When I instantiate a chunk, I go through every possible cube position x,y,z and check if a cube is supposed to be there. If it is, I put it into an Dictionary<Vector3,bool> called allCubesVisible. After that's all done, I go to the next step which is detect which cube faces should be displayed. I use a foreach(Vector3 location in allCubesVisible.Keys) to go through the dictionary and build the faces. If a cube is visible, I add it to a master Dictionary<Vector3,bool> called allCubes. allCubes only has cubes with visible faces. From here on out, allCubesVisible becomes a lookup table and nothing else (it's cheaper to check if a key exists in a dictionary than it is to run the Perlin Noise algorithm each time).
So my thinking is that once I'm done figuring out the initial set of visible cubes, I can convert my allCubesVisible dictionary from <vector3,bool> to <int,int>. Since I won't need to go through the allCubesVisible through a foreach anymore, I can convert it without looking back. I found a formula online that I can use:
[edit: that formula doesn't work. It generates duplicates. Time to figure out a new one.]
I don't think there's a way to go back to a Vector3 position from that, but it'd still give me a unique index for each position that I can use as a lookup.
So anyway, I'm toying around with a lot of ideas. One of the concepts I toyed with is destroying the allCubesVisible Dictionary and just running the Perlin Noise function check each time. This resulted in a drastically lower memory profile, but chunks went from taking 100-200ms to be built to 4-500ms. It let me build a lot more cubes though and I got several nice screenshots from it.
Wish I had a skybox so the in-game screenshot didn't look so bad.. maybe I'll take a break from optimization and dip my feet into .02a to add a skybox.
The area I've been looking at, mainly, is where I store what cubes are visible in a chunk. I'm currently using a Dictionary<Vector3,bool> with the Vector3 being a position of the cube and the bool as just a throw-away variable. It's the smallest possible type as it only takes up 1 byte. The reason I'm using a Dictionary is I want to be able to do a lookup without having to search through the whole array. Dictionaries are indexed and have an O(1) key search, but they also use a good amount of overhead. I decided to test different types of dictionaries and see how much space they take. I created a trio of nested for loops to insert 32,768 objects in the Dictionary (the size of a full chunk). By changing the types, I was able to see the amount of bytes each Dictionary took. Here are my results:
18,568 dictionary<string,bool>
15,444 dictionary<vector3,bool>
15,424 dictionary<vector3,int/int16>
13,620 dictionary<int,bool>
13,612 dictionary<int16,bool>
13,608 dictionary<int,int>
13,588 dictionary<int16,int16>
I knew the <string,bool> would be high, but I tested it anyway for good measure. My current solution is 2nd highest (<vector3,bool>) and the lowest solution simply isn't feasible (<int16,int16>). What is feasible, though, is the <int,int> or <int,bool> solutions. The only problem is that it'd have to be a 1-way conversion.

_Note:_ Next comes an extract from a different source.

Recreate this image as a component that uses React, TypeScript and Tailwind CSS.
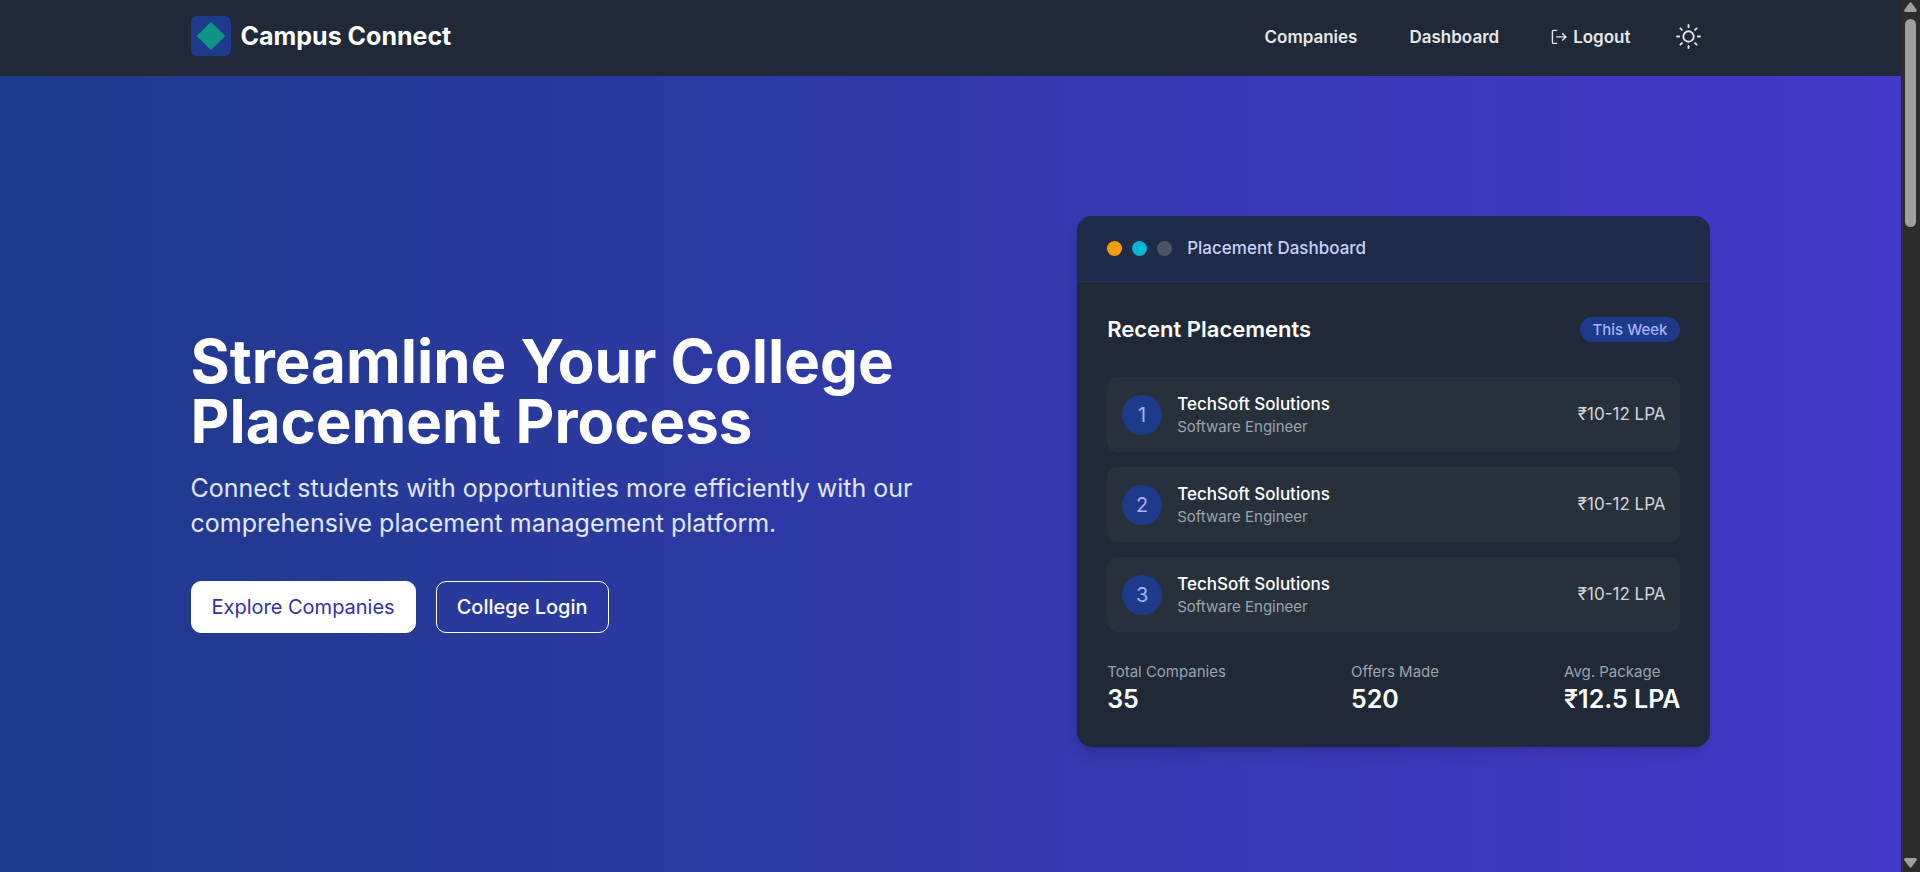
const placements = [1, 2, 3].map((rank) => ({
  rank,
  company: "TechSoft Solutions",
  role: "Software Engineer",
  pay: "₹10-12 LPA",
}));

const stats = [
  { label: "Total Companies", value: "35" },
  { label: "Offers Made", value: "520" },
  { label: "Avg. Package", value: "₹12.5 LPA" },
];

function LogoutIcon() {
  return (
    <svg viewBox="0 0 16 16" fill="none" stroke="currentColor" strokeWidth="1.4" aria-hidden="true" className="size-4">
      <path d="M6.2 1.4H2.6a1.2 1.2 0 0 0-1.2 1.2v10.6a1.2 1.2 0 0 0 1.2 1.2h3.6" />
      <path d="M5.2 7.9h9.6M11.2 4.3l3.7 3.6-3.7 3.6" />
    </svg>
  );
}

function SunIcon() {
  return (
    <svg
      viewBox="0 0 24 24"
      fill="none"
      stroke="currentColor"
      strokeWidth="1.8"
      strokeLinecap="round"
      aria-hidden="true"
      className="size-[25px]"
    >
      <circle cx="12" cy="12" r="5" />
      <path d="M12 1v2M12 21v2M1 12h2M21 12h2M4.2 4.2l1.5 1.5M18.3 18.3l1.5 1.5M4.2 19.8l1.5-1.5M18.3 5.7l1.5-1.5" />
    </svg>
  );
}

function Header() {
  return (
    <header className="bg-[#1f2937] pt-4 pb-5">
      <div className="mx-auto flex w-full max-w-[1520px] items-center justify-between">
        <a href="#" className="flex items-center gap-[10px]">
          <span className="flex size-10 items-center justify-center rounded-md bg-[#1e3a8a]">
            <span className="size-5 rotate-45 bg-[#0d9488]" />
          </span>
          <span className="text-[25px] leading-8 font-bold text-white">Campus Connect</span>
        </a>
        <nav className="flex items-center gap-[52px] pt-px pr-[10px] text-[17px] leading-7 font-semibold text-[#e5e7eb]">
          <a href="#companies">Companies</a>
          <a href="#dashboard">Dashboard</a>
          <div className="flex items-center gap-[45px]">
            <button type="button" className="flex items-center gap-[6px]">
              <LogoutIcon />
              Logout
            </button>
            <button type="button" aria-label="Toggle theme">
              <SunIcon />
            </button>
          </div>
        </nav>
      </div>
    </header>
  );
}

function Intro() {
  return (
    <div className="w-7/12">
      <h1 className="text-[60px] leading-[60px] font-bold text-white">
        Streamline Your College
        <br />
        Placement Process
      </h1>
      <p className="mt-5 max-w-[760px] text-[25px] leading-[35px] text-[#e0e7ff]">
        Connect students with opportunities more efficiently with our comprehensive placement management platform.
      </p>
      <div className="mt-10 flex gap-5 text-[20px] leading-[30px]">
        <a href="#companies" className="rounded-[10px] border border-white bg-white px-5 py-[10px] text-[#3730a3]">
          Explore Companies
        </a>
        <a href="#login" className="rounded-[10px] border border-white px-5 py-[10px] font-medium text-white">
          College Login
        </a>
      </div>
    </div>
  );
}

function DashboardCard() {
  return (
    <section className="w-5/12 overflow-hidden rounded-[15px] bg-[#1f2937] shadow-lg">
      <div className="flex items-center gap-[10px] border-b border-[#1e3a8a]/40 bg-[#1e3a8a]/20 px-[30px] py-5">
        <span className="size-[15px] rounded-full bg-[#f59e0b]" />
        <span className="size-[15px] rounded-full bg-[#06b6d4]" />
        <span className="size-[15px] rounded-full bg-[#4b5563]" />
        <span className="ml-[5px] text-[17px] leading-[25px] font-medium text-[#c7d2fe]">Placement Dashboard</span>
      </div>
      <div className="p-[30px]">
        <div className="flex items-center justify-between">
          <h2 className="text-[22px] leading-[35px] font-semibold text-white">Recent Placements</h2>
          <span className="rounded-full bg-[#1e3a8a] px-[13px] text-[15px] leading-[25px] font-medium text-[#a5b4fc]">
            This Week
          </span>
        </div>
        <ul className="mt-[30px] space-y-[15px]">
          {placements.map((item) => (
            <li key={item.rank} className="flex items-center rounded-[10px] bg-[#27313c] p-[15px]">
              <span className="flex size-10 items-center justify-center rounded-full bg-[#1e3a8a] text-[20px] text-[#a5b4fc]">
                {item.rank}
              </span>
              <div className="ml-[15px]">
                <p className="text-[17px] leading-[25px] font-medium text-white">{item.company}</p>
                <p className="text-[15px] leading-5 text-[#9ca3af]">{item.role}</p>
              </div>
              <span className="ml-auto text-[17px] text-[#d1d5db]">{item.pay}</span>
            </li>
          ))}
        </ul>
        <dl className="mt-[30px] flex justify-between">
          {stats.map((stat) => (
            <div key={stat.label}>
              <dt className="text-[15px] leading-5 text-[#9ca3af]">{stat.label}</dt>
              <dd className="text-[25px] leading-[35px] font-semibold text-white">{stat.value}</dd>
            </div>
          ))}
        </dl>
      </div>
    </section>
  );
}

function ScrollRail() {
  return (
    <div aria-hidden="true" className="flex w-[19px] shrink-0 flex-col items-center bg-[#2c2c2c] pt-[2px] pb-1">
      <svg viewBox="0 0 13 10" className="h-[10px] w-[13px] fill-[#9f9f9f]">
        <path d="M5.3 1 Q6.5-.6 7.7 1 L12.6 7.8 Q13.2 10 11.5 10 H1.5 Q-.2 10 .4 7.8Z" />
      </svg>
      <div className="mt-[7px] h-[208px] w-[11px] rounded-full bg-[#9f9f9f]" />
      <svg viewBox="0 0 13 10" className="mt-auto h-[10px] w-[13px] rotate-180 fill-[#9f9f9f]">
        <path d="M5.3 1 Q6.5-.6 7.7 1 L12.6 7.8 Q13.2 10 11.5 10 H1.5 Q-.2 10 .4 7.8Z" />
      </svg>
    </div>
  );
}

export default function App() {
  return (
    <div className="flex min-h-screen font-['Inter',sans-serif]">
      <div className="flex min-w-0 flex-1 flex-col">
        <Header />
        <main className="flex flex-1 items-center bg-linear-to-r/srgb from-[#1e3a8a] to-[#4338ca] pt-[140px] pb-[125px]">
          <div className="mx-auto flex w-full max-w-[1520px] items-center">
            <Intro />
            <DashboardCard />
          </div>
        </main>
      </div>
      <ScrollRail />
    </div>
  );
}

When I instantiate a chunk, I go through every possible cube position x,y,z and check if a cube is supposed to be there. If it is, I put it into an Dictionary<Vector3,bool> called allCubesVisible. After that's all done, I go to the next step which is detect which cube faces should be displayed. I use a foreach(Vector3 location in allCubesVisible.Keys) to go through the dictionary and build the faces. If a cube is visible, I add it to a master Dictionary<Vector3,bool> called allCubes. allCubes only has cubes with visible faces. From here on out, allCubesVisible becomes a lookup table and nothing else (it's cheaper to check if a key exists in a dictionary than it is to run the Perlin Noise algorithm each time).
So my thinking is that once I'm done figuring out the initial set of visible cubes, I can convert my allCubesVisible dictionary from <vector3,bool> to <int,int>. Since I won't need to go through the allCubesVisible through a foreach anymore, I can convert it without looking back. I found a formula online that I can use:
index = x + (y * chunkSize) + (z * chunkSize * chunkSize);
[edit: that formula doesn't work. It generates duplicates. Time to figure out a new one.]
I don't think there's a way to go back to a Vector3 position from that, but it'd still give me a unique index for each position that I can use as a lookup.
So anyway, I'm toying around with a lot of ideas. One of the concepts I toyed with is destroying the allCubesVisible Dictionary and just running the Perlin Noise function check each time. This resulted in a drastically lower memory profile, but chunks went from taking 100-200ms to be built to 4-500ms. It let me build a lot more cubes though and I got several nice screenshots from it.
Neat chain of islands off the coast. |
Mountain range out in the distance. |
Wish I had a skybox so the in-game screenshot didn't look so bad.. maybe I'll take a break from optimization and dip my feet into .02a to add a skybox.